Manuel grounds his telling about his first planned action – a food strike – at residential school in the over-representation of Indigenous peoples in jail, and the greater likelihood of arriving there that to the end of high school. He also weaves into that telling how the expansion of human rights consciousness and legal regimes post WWII was significant in aiding Indigenous movement building.
His father – Grand Chief George Manual, a powerful historical figure, founder of the National Indian Brotherhood (later to become the Assembly of First Nations [AFN]) – was actively involved in the organizing that was part of this. The fight for enfranchisement without giving up status (as defined in the Indian Act) was both a critical civil rights battle and also an important foundation on which to expand movement building.
In relating such events the reader learns not only by receiving information about the specific content of what happened in the writers’ and their peoples’ lives, but also, by being shown through Manuel’s voice his learning processes within the authors’ own historically-driven realities. Such organizing praxis is a compelling and important read.

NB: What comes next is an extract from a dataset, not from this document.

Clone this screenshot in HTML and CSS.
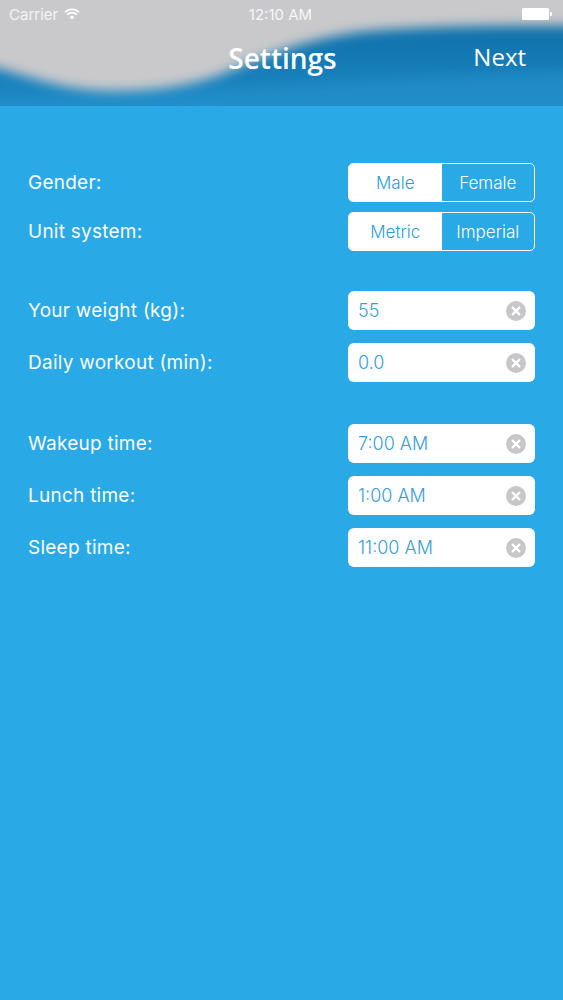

The authors also relate some of Derrickson’s trajectory to becoming a “successful businessman.” Almost unavoidably for Indigenous people of the time, he also went to residential school, as a result of transferring there due to the intense racism in the white-run public day schools. He later learned the welding trade, lived frugally, and bit-by-bit began buying small parcels of land on which he developed various businesses. Such a sharp entrepreneurial sense has led to him now being “the owner of more than thirty businesses.”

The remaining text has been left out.